Dry Mouth Alters Oral Microbiome of Primary Sjögren’s Syndrome Patients, Study Shows
Low salivary secretion contributes more to the altered oral microbiome found in people with primary Sjogren’s syndrome (pSS) than does the underlying disease, a Dutch study shows.
The research, “Reduced salivary secretion contributes more to changes in the oral microbiome of patients with primary Sjögren’s syndrome than underlying disease,” appeared in the journal Annals of the Rheumatic Diseases.
The oral microbiome — the community of bacteria, viruses, and fungi that populate the mouth — of pSS patients differs from that of healthy individuals. However, researchers still do not know whether this is due to lower salivary secretion or if it is specific to pSS.
To determine if pSS patients have a specific oral microbiome, scientists at University Medical Center Groningen collected oral washings from 121 people referred for pSS diagnosis — 36 were classified as having pSS, and 85 as non-pSS patients — and from 14 healthy controls without mouth or oral dryness.
Researchers analyzed bacterial composition by sequencing participants’ RNA — an intermediate molecule between DNA and a protein.
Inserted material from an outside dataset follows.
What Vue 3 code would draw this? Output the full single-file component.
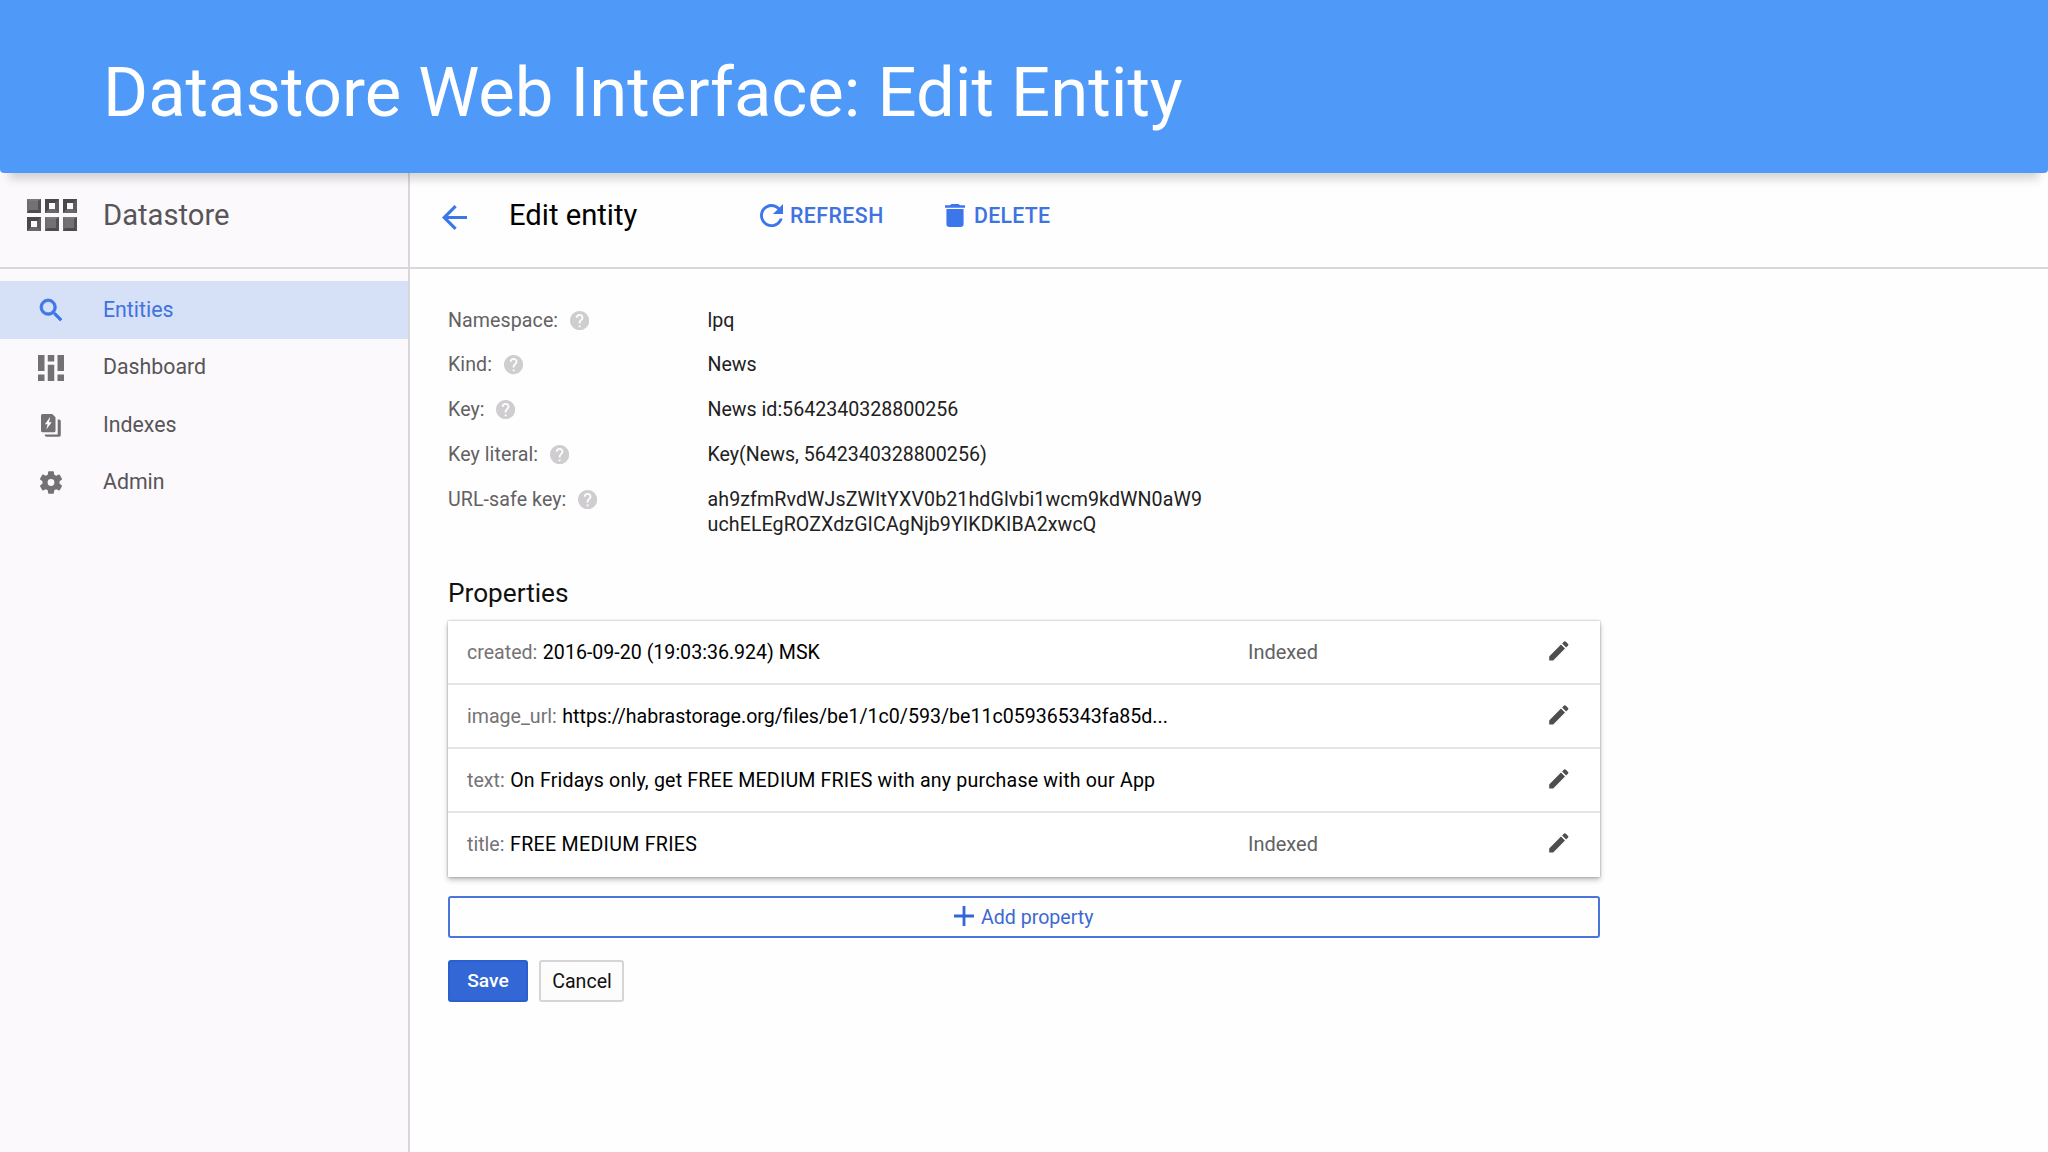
<script setup>
import { ref } from 'vue'

const active = ref('Entities')

const navItems = ['Entities', 'Dashboard', 'Indexes', 'Admin']

// true = solid block, false = hollow block
const logoBlocks = [true, false, false, false, true, true]

const details = [
  { label: 'Namespace:', lines: ['lpq'] },
  { label: 'Kind:', lines: ['News'] },
  { label: 'Key:', lines: ['News id:5642340328800256'] },
  { label: 'Key literal:', lines: ['Key(News, 5642340328800256)'] },
  {
    label: 'URL-safe key:',
    lines: ['ah9zfmRvdWJsZWItYXV0b21hdGlvbi1wcm9kdWN0aW9', 'uchELEgROZXdzGICAgNjb9YIKDKIBA2xwcQ'],
    wide: true
  }
]

const properties = ref([
  { name: 'created', value: '2016-09-20 (19:03:36.924) MSK', indexed: true },
  { name: 'image_url', value: 'https://habrastorage.org/files/be1/1c0/593/be11c059365343fa85d...', indexed: false },
  { name: 'text', value: 'On Fridays only, get FREE MEDIUM FRIES with any purchase with our App', indexed: false },
  { name: 'title', value: 'FREE MEDIUM FRIES', indexed: true }
])
</script>

<template>
  <div class="slide">
    <header class="banner">
      <h1>Datastore Web Interface: Edit Entity</h1>
    </header>

    <div class="console">
      <aside class="sidebar">
        <div class="brand">
          <div class="logo">
            <span v-for="(solid, i) in logoBlocks" :key="i" class="block" :class="{ solid }"></span>
          </div>
          <span class="brand-name">Datastore</span>
        </div>

        <nav class="nav">
          <a
            v-for="item in navItems"
            :key="item"
            class="nav-item"
            :class="{ active: active === item }"
            @click="active = item"
          >
            <span class="nav-icon">
              <svg v-if="item === 'Entities'" class="search" width="22" height="22" viewBox="3 3 17.49 17.49">
                <path d="M15.5 14h-.79l-.28-.27A6.471 6.471 0 0 0 16 9.5 6.5 6.5 0 1 0 9.5 16c1.61 0 3.09-.59 4.23-1.57l.27.28v.79l5 4.99L20.49 19l-4.99-5zm-6 0C7.01 14 5 11.99 5 9.5S7.01 5 9.5 5 14 7.01 14 9.5 11.99 14 9.5 14z" />
              </svg>
              <svg v-else-if="item === 'Dashboard'" width="26" height="26" viewBox="0 0 26 26">
                <path d="M0 0h6.5v16H0zM0 19.5h6.5V26H0zM9.75 0h6.5v6.5h-6.5zM9.75 9.75h6.5V26h-6.5zM19.5 0H26v16h-6.5zM19.5 19.5H26V26h-6.5z" />
              </svg>
              <svg v-else-if="item === 'Indexes'" width="20" height="23" viewBox="0 0 20 23">
                <path d="M1.5 0h9.7l3.3 3.3v13.5a1.5 1.5 0 0 1-1.5 1.5H1.5A1.5 1.5 0 0 1 0 16.8V1.5A1.5 1.5 0 0 1 1.5 0z" />
                <path d="M16.7 5.5H18a1.8 1.8 0 0 1 1.8 1.8V21a1.8 1.8 0 0 1-1.8 1.8H5.5A1.8 1.8 0 0 1 3.700 21v-.6h13z" />
                <path class="bolt" d="M9.3 2.800L3.900 10.200h2.700L5.300 15.600l5.400-7.400H8z" />
              </svg>
              <svg v-else width="22" height="23" viewBox="2.3 2 19.4 20">
                <path d="M19.43 12.98c.04-.32.07-.64.07-.98s-.03-.66-.07-.98l2.11-1.65c.19-.15.24-.42.12-.64l-2-3.46c-.12-.22-.39-.3-.61-.22l-2.49 1c-.52-.4-1.08-.73-1.69-.98l-.38-2.65C14.46 2.18 14.25 2 14 2h-4c-.25 0-.46.18-.49.42l-.38 2.65c-.61.25-1.17.59-1.69.98l-2.49-1c-.23-.09-.49 0-.61.22l-2 3.46c-.13.22-.07.49.12.64l2.11 1.65c-.04.32-.07.65-.07.98s.03.66.07.98l-2.11 1.65c-.19.15-.24.42-.12.64l2 3.46c.12.22.39.3.61.22l2.49-1c.52.4 1.08.73 1.69.98l.38 2.65c.03.24.24.42.49.42h4c.25 0 .46-.18.49-.42l.38-2.65c.61-.25 1.17-.59 1.69-.98l2.49 1c.23.09.49 0 .61-.22l2-3.46c.12-.22.07-.49-.12-.64l-2.11-1.65zM12 15a3 3 0 1 1 0-6 3 3 0 0 1 0 6z" />
              </svg>
            </span>
            <span>{{ item }}</span>
          </a>
        </nav>
      </aside>

      <main class="main">
        <div class="toolbar">
          <svg class="back" width="25" height="25" viewBox="4 4 16 16">
            <path d="M20 11H7.83l5.59-5.59L12 4l-8 8 8 8 1.41-1.41L7.83 13H20v-2z" />
          </svg>
          <h2>Edit entity</h2>
          <button class="tool refresh">
            <svg width="23" height="23" viewBox="4 4 16 16">
              <path d="M17.65 6.35C16.2 4.9 14.21 4 12 4c-4.42 0-7.99 3.58-7.99 8s3.57 8 7.99 8c3.73 0 6.84-2.55 7.73-6h-2.08c-.82 2.33-3.04 4-5.65 4-3.31 0-6-2.69-6-6s2.69-6 6-6c1.66 0 3.14.69 4.22 1.78L13 11h7V4l-2.35 2.35z" />
            </svg>
            <span>REFRESH</span>
          </button>
          <button class="tool delete">
            <svg width="20" height="23" viewBox="5 3 14 18" preserveAspectRatio="none">
              <path d="M6 19c0 1.1.9 2 2 2h8c1.1 0 2-.9 2-2V7H6v12zM19 4h-3.5l-1-1h-5l-1 1H5v2h14V4z" />
            </svg>
            <span>DELETE</span>
          </button>
        </div>

        <div class="content">
          <div v-for="row in details" :key="row.label" class="detail">
            <div class="detail-label">
              <span>{{ row.label }}</span>
              <svg width="19.2" height="19.2" viewBox="2 2 20 20">
                <path d="M12 2C6.48 2 2 6.48 2 12s4.48 10 10 10 10-4.48 10-10S17.52 2 12 2zm1 17h-2v-2h2v2zm2.07-7.75l-.9.92C13.45 12.9 13 13.5 13 15h-2v-.5c0-1.1.45-2.1 1.17-2.83l1.24-1.26c.37-.36.59-.86.59-1.41 0-1.1-.9-2-2-2s-2 .9-2 2H8c0-2.21 1.79-4 4-4s4 1.79 4 4c0 .88-.36 1.68-.93 2.25z" />
              </svg>
            </div>
            <div class="detail-value" :class="{ wide: row.wide }">
              <div v-for="line in row.lines" :key="line">{{ line }}</div>
            </div>
          </div>

          <h3>Properties</h3>
          <div class="card">
            <div v-for="prop in properties" :key="prop.name" class="prop">
              <div class="prop-text" :class="prop.name">
                <span class="prop-name">{{ prop.name }}:</span>
                <span class="prop-value">{{ prop.value }}</span>
              </div>
              <span class="prop-indexed">{{ prop.indexed ? 'Indexed' : '' }}</span>
              <svg class="pencil" width="25.6" height="25.6" viewBox="0 0 24 24">
                <path d="M3 17.25V21h3.75L17.81 9.94l-3.75-3.75L3 17.25zM20.71 7.04a1 1 0 0 0 0-1.41l-2.34-2.34a1 1 0 0 0-1.41 0l-1.83 1.83 3.75 3.75 1.83-1.83z" />
              </svg>
            </div>
          </div>

          <button class="add">
            <svg width="20" height="20" viewBox="0 0 20 20">
              <path d="M8.6 0h2.8v8.6H20v2.8h-8.6V20H8.6v-8.6H0V8.6h8.6z" />
            </svg>
            <span>Add property</span>
          </button>

          <div class="actions">
            <button class="save">Save</button>
            <button class="cancel">Cancel</button>
          </div>
        </div>
      </main>
    </div>
  </div>
</template>

<style>
body {
  margin: 0;
  background: #fefefe;
}
</style>

<style scoped>
.slide {
  width: 2048px;
  height: 1152px;
  overflow: hidden;
  display: flex;
  flex-direction: column;
  font-family: Roboto, sans-serif;
  background: #fefefe;
}

h1,
h2,
h3 {
  margin: 0;
  font-weight: 400;
}

button {
  font-family: inherit;
  padding: 0;
  margin: 0;
  background: none;
  border: none;
  cursor: pointer;
}

svg {
  display: block;
  flex-shrink: 0;
  fill: currentColor;
}

.banner {
  position: relative;
  z-index: 1;
  box-sizing: border-box;
  height: 173px;
  flex-shrink: 0;
  padding: 46px 0 0 103px;
  background: #4f9af8;
  border-radius: 0 0 4px 4px;
  box-shadow: 0 15px 9px -9px rgba(0, 0, 0, 0.17);
}

.banner h1 {
  color: #fff;
  font-size: 68.8px;
  line-height: 93px;
}

.console {
  flex: 1;
  display: flex;
  min-height: 0;
}

/* sidebar */
.sidebar {
  box-sizing: border-box;
  width: 410px;
  flex-shrink: 0;
  background: #fbf9fc;
  border-right: 2px solid #d9d7da;
}

.brand,
.toolbar {
  box-sizing: border-box;
  height: 96px;
  padding-bottom: 10px;
  border-bottom: 2px solid #d9d7da;
  display: flex;
  align-items: center;
}

.logo {
  width: 76px;
  padding-left: 27px;
  display: grid;
  grid-template-columns: repeat(3, 14.4px);
  grid-auto-rows: 14.4px;
  gap: 3.4px;
}

.block {
  box-sizing: border-box;
  border: 4px solid;
  border-color: #4a484a #5d5b5d #6a686a #4a484a;
}

.block.solid {
  background: #737173;
  border-width: 2px 3px 3px 2px;
  border-color: #7b797b #535153 #4d4b4d #6e6c6e;
}

.brand-name {
  font-size: 29.2px;
  color: #575557;
}

.nav {
  padding-top: 12.4px;
}

.nav-item {
  display: flex;
  align-items: center;
  height: 57.6px;
  font-size: 21.3px;
  line-height: 24px;
  color: #575557;
  cursor: pointer;
}

.nav-icon {
  width: 102px;
  margin-right: 1px;
  display: flex;
  justify-content: center;
  color: #737173;
}

.nav-item span:last-child {
  margin-bottom: 1px;
}

.nav-item.active {
  background: #d6e0f6;
  color: #3f73e0;
}

.nav-item.active .nav-icon {
  color: #3b76ea;
}

.search {
  overflow: visible;
  stroke: currentColor;
  stroke-width: 0.6;
}

.bolt {
  fill: #fff;
}

/* toolbar */
.main {
  flex: 1;
}

.toolbar {
  padding-left: 32px;
}

.back {
  margin-top: 4px;
  color: #3b76ea;
}

.toolbar h2 {
  width: 251px;
  margin-left: 42px;
  font-size: 29.2px;
  color: #000;
}

.tool {
  display: flex;
  align-items: center;
  font-size: 21.3px;
  font-weight: 500;
  color: #3f73e0;
}

.tool svg {
  color: #3b76ea;
  margin-top: 1px;
}

.refresh {
  width: 185px;
  letter-spacing: 0.45px;
}

.refresh span {
  margin-left: 7px;
}

.delete {
  letter-spacing: 0.25px;
}

.delete span {
  margin-left: 9px;
}

/* entity details */
.content {
  box-sizing: border-box;
  width: 1190px;
  padding: 38.5px 0 0 38px;
}

.detail {
  display: flex;
  margin-bottom: 19.2px;
  font-size: 19.6px;
  line-height: 25.6px;
}

.detail-label {
  display: flex;
  align-items: center;
  align-self: flex-start;
  width: 259.5px;
  letter-spacing: 0.08px;
  color: #636163;
}

.detail-label svg {
  margin-left: 11.5px;
  color: #cfcdcf;
}

.detail-value {
  color: #212121;
}

.detail-value.wide {
  letter-spacing: 0.1px;
}

h3 {
  margin-top: 38.8px;
  font-size: 26.2px;
  line-height: 32px;
  color: #111;
}

/* properties */
.card {
  margin-top: 12px;
  background: #fff;
  box-shadow: 0 0 2px rgba(60, 50, 65, 0.45), 0 3px 5px rgba(60, 50, 65, 0.3);
}

.prop {
  box-sizing: border-box;
  height: 64px;
  padding-left: 19px;
  display: flex;
  align-items: center;
  border-bottom: 2px solid #e6e4e7;
}

.prop:last-child {
  border-bottom-color: transparent;
}

.prop-text {
  width: 781px;
  padding-top: 2px;
  font-size: 19.6px;
  white-space: nowrap;
}

.prop-name {
  color: #757375;
  margin-right: 5.5px;
}

.prop-value {
  color: #000;
}

.text .prop-value {
  letter-spacing: 0.18px;
}

.title .prop-value {
  letter-spacing: 0.3px;
}

.prop-indexed {
  width: 298px;
  font-size: 20px;
  color: #636163;
}

.pencil {
  margin-bottom: 1px;
  color: #4f4d50;
}

.add {
  box-sizing: border-box;
  width: 100%;
  height: 42px;
  margin-top: 19px;
  display: flex;
  align-items: center;
  justify-content: center;
  gap: 6.5px;
  border: 2px solid #4a76dc;
  border-radius: 3px;
  font-size: 19.6px;
  color: #3f68d0;
}

.add svg {
  margin-top: -2px;
  color: #3367d6;
}

.add span {
  padding-top: 1px;
}

.actions {
  display: flex;
  gap: 11px;
  margin-top: 22px;
}

.actions button {
  box-sizing: border-box;
  height: 42px;
  border-radius: 3px;
}

.save {
  width: 80px;
  background: #3367d6;
  border: 2px solid #2a5fce;
  color: #fff;
  font-size: 19.2px;
  font-weight: 500;
}

.cancel {
  width: 85px;
  padding: 1px 0 0 1px;
  background: #fdfcfd;
  border: 2px solid #d6d4d7;
  color: #111;
  font-size: 19.6px;
}
</style>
Results revealed similar types of bacteria and relative abundances across the different groups. Both pSS and non-pSS patients, however, showed a larger variation in bacterial composition than did healthy subjects.
“This suggests that the oral microbiome in patients with pSS” and in patients without pSS “is more heterogeneous than that of HCs [healthy controls],” the researchers wrote. It also means it is impossible to identify pSS patients based on their oral bacterial population, they added.
Importantly, salivary secretions explained a greater percentage of bacterial variation (9%) than did disease status (5%).
Patients with pSS had a different average bacterial composition than did people in the other two groups. Specifically, they had lower abundance of Haemophilus and greater numbers of Fusobacterium.
Compared to the control group only, pSS patients had lower levels of Streptococcus and higher levels of Selenomonas. Compared to non-pSS patients only, they had lower levels of both Abiotrophia and Shuttleworthia.
The lack of Streptococcus bacteria found in pSS patients compared to healthy controls is in contrast to previous studies, which had reported a higher oral abundance in patients compared to healthy people. This may be related to the difference in samples analyzed in the respective studies — oral washings vs. mouth swabs — and to diverse RNA portions analyzed.
Researchers also observed that the relative abundance of Streptococcus was not correlated with whole salivary secretion, and that its association with pSS — compared to both non-pSS patients and controls — was independent of such secretion.
“This suggests that lower Streptococcus relative abundance is more disease specific than related” to whole salivary secretion, the scientists wrote. This result contrasts with that of the relative abundance of Haemophilus, Neisseria and Lactobacillus, which was linked with whole salivary secretion, but not with disease status. This suggests that lesser whole salivary secretion “in patients with pSS can explain changes of these genera,” they added.
“We conclude that salivary secretion has a stronger influence on the microbiome in oral washings than disease status,” the researchers wrote.